É impossível alcançar a estabilidade em Gaza ou na Cisjordânia sob a supervisão israelense permanente e contínua, visto que a persistência da ocupação sustenta inerentemente a tensão em toda a Palestina. O estabelecimento de um Estado palestino, dotado de autoridade soberana para tomada de decisões, poderia fornecer uma base mais duradoura para a segurança do que a estrutura de ocupação vigente. Um possível acordo trilateral de segurança envolvendo os palestinos, o Egito e a Jordânia, em coordenação com Israel, poderia assegurar garantias abrangentes de segurança para todas as partes.
Isso leva à demanda internacional central destacada na conferência de Nova York: a necessidade de uma solução de dois Estados e o estabelecimento de um Estado palestino independente, com plena autoridade para tomada de decisões, livre do controle israelense. A recente guerra de Gaza serviu como um lembrete à comunidade internacional dos riscos inerentes à negligência da persistência da ocupação e suas políticas, apesar dos Acordos de Oslo. O fracasso em confrontar as estratégias de Israel, reforçado por seu controle efetivo no terreno, não resolverá a questão palestina; Em vez disso, a negligência contínua em relação a um acordo político apenas aumenta a probabilidade de instabilidade futura e de novos conflitos.
A atual ambiguidade em torno da retirada e da natureza de qualquer força internacional continua sendo uma fragilidade crítica que precisa ser abordada.

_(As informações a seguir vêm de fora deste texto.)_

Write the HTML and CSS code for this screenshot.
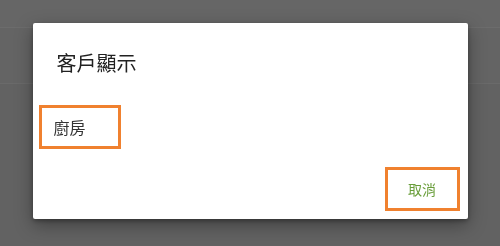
FILE: index.html
```html
<!DOCTYPE html>
<html lang="zh-Hant">
	<head>
		<meta charset="utf-8">
		<title>客戶顯示</title>
		<link rel="stylesheet" href="styles.css">
	</head>
	<body>
		<div class="app">
			<div class="topbar"></div>
			<div class="toolbar"></div>
		</div>

		<div class="overlay">
			<div class="dialog">
				<h1 class="dialog-title">客戶顯示</h1>
				<ul class="choices">
					<li class="choice">廚房</li>
				</ul>
				<div class="actions">
					<button class="btn">取消</button>
				</div>
			</div>
		</div><!-- /overlay -->
	</body>
</html>
```

FILE: styles.css
```css
*, *:after, *:before { box-sizing: border-box; }

html, body {
	margin: 0;
	height: 100%;
}

body {
	background: #626262;
	font-family: 'Noto Sans CJK TC', 'Noto Sans', sans-serif;
	overflow: hidden;
}

/*************************************
App behind the scrim
**************************************/

.topbar {
	height: 28px;
	background: #666;
	border-bottom: 1px solid #6c6c6c;
}

.toolbar {
	height: 56px;
	background: #646464;
	border-bottom: 1px solid #6a6a6a;
}

/*************************************
Dialog
**************************************/

.overlay {
	position: fixed;
	top: 0;
	left: 0;
	right: 0;
	bottom: 0;
	display: flex;
	justify-content: center;
	align-items: flex-start;
	padding-top: 23px;
}

.dialog {
	width: 435px;
	height: 196px;
	background: #fff;
	border-radius: 2px;
	box-shadow: 0 6px 18px rgba(0,0,0,0.35), 0 2px 4px rgba(0,0,0,0.3);
	display: flex;
	flex-direction: column;
}

.dialog-title {
	margin: 0;
	padding: 27px 0 0 24px;
	font-size: 20px;
	font-weight: 400;
	line-height: 26px;
	color: #212121;
}

.choices {
	list-style: none;
	margin: 0;
	padding: 29px 0 0 6px;
}

.choice {
	width: 82px;
	height: 44px;
	border: 3px solid #f0812f;
	padding: 0 0 0 12px;
	font-size: 16px;
	line-height: 38px;
	color: #333;
}

.actions {
	display: flex;
	justify-content: flex-end;
	padding: 18px 8px 0 0;
}

.btn {
	width: 75px;
	height: 44px;
	border: 3px solid #f0812f;
	background: #fff;
	padding: 0;
	font-family: inherit;
	font-size: 14px;
	color: #6a9e3b;
}
```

Consequentemente, uma declaração conjunta de princípios, endossada pelas Nações Unidas, a Liga Árabe, a União Europeia e os Estados Unidos, deve delinear um cronograma claro para a conclusão do papel de combate de Israel em Gaza, rejeitar explicitamente o conceito de “tutela” por tempo indeterminado e comprometer-se com uma transição estruturada para uma entidade governamental temporária.
Em conclusão, a resposta à questão-chave é, simplesmente, que nem o arcabouço israelense nem o internacional são capazes de garantir um cessar-fogo sustentável nem um mecanismo eficaz para a governança de Gaza.
Uma resolução internacional do Conselho de Segurança da ONU é imperativa para estabelecer garantias explícitas e de longo prazo para a proteção do povo palestino e a realização de sua legítima aspiração política por um Estado, ao mesmo tempo em que obriga Israel a encerrar sua ocupação do território palestino.
Organizações internacionais e regionais devem fornecer uma estrutura legítima para garantir a justiça, apoiando as instituições palestinas como a força motriz na construção de seu Estado, em vez de impor soluções externas.
Da mesma forma, os Estados árabes devem assumir o papel de garantidores regionais, em vez de mediadores transitórios, assumindo uma posição central na pressão coletiva por uma resolução política. Somente por meio desse engajamento será possível alcançar um cessar-fogo sustentável, em vez de uma pausa temporária destinada a descambar para um novo conflito.